From Nov. 1, 2017, to Oct. 31, 2018, volunteers answered 1,132 hotline calls, accompanied 234 clients to the hospital, 120 clients to law enforcement agencies or criminal justice hearings and provided 855 individual and 571 group counseling sessions.

The free and confidential counseling options are for survivors and their families who are 13 years or older (Scotty's House serves children in the Brazos Valley). Options include individual counseling for survivors or secondary survivors (loved ones of sexual assault survivors) and support groups.

The free individual counseling services are provided by professional counselors, who are qualified to help, Conrad said.

"Because services are free, they might equate that with low quality, but it's just like anywhere else, we just happen to be nonprofit," Conrad said.

On the 10-person staff, there is also a client services coordinator who assists with case management and advocacy, which incudes crime victim's compensation assistance, legal rights, housing assistance, food assistance, legal aid services, employment services and community healthcare services.

The education and outreach specialists on staff provide educational services at places such as elementary and secondary schools, 12-step program meetings and healthcare providers where they discuss topics such as sexual violence prevention, symptoms of sexual assault survivors, body safety, healthy relationships and consent.

"The curriculum is tailored to the audience," Conrad said. "For example, for kids, we teach the real names of body parts and which adults to trust."

Funding for the nonprofit comes mostly from government grants such as VOCA (Victims of Crime Act) and VAWA (Violence Against Women Act), which is why SARC needs the support of the community because if any of that support goes away, SARC would be facing major challenges, Conrad said.

There is an annual fundraiser, which shifted to a more formal event, "An Evening Under the Stars," for the first time this past October that features dancing, dinner and auctions.

Support is also needed from volunteers.

"We are always looking for volunteers," Conrad said. "We have advocate training three times a year: spring semester, fall semester, and sometime in the summer.
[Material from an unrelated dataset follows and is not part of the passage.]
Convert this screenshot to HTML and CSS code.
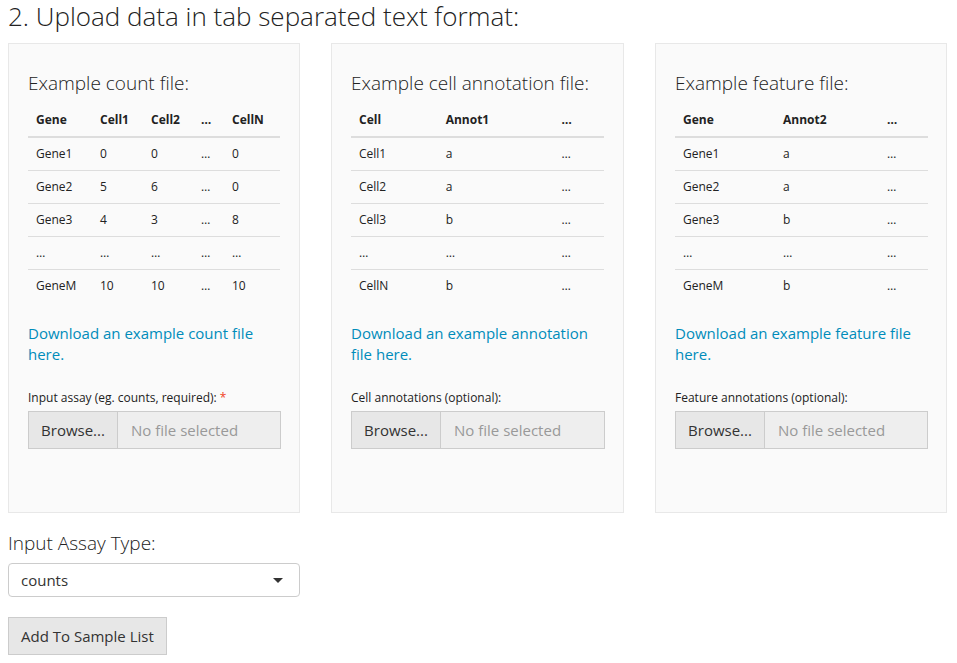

If people are interested in that, call us. We also will take volunteers for the office."

Just simply raising awareness of the nonprofit is needed, Conrad said. That's how they get more volunteers, more people seeking services and more financial support.  

"If any of this is sounding familiar to you, if anything you're reading is making an event come back, don't hesitate to reach out," Conrad said. "It doesn't make you weak; it makes you brave. There's people ready to help you, and you'll come out better for it."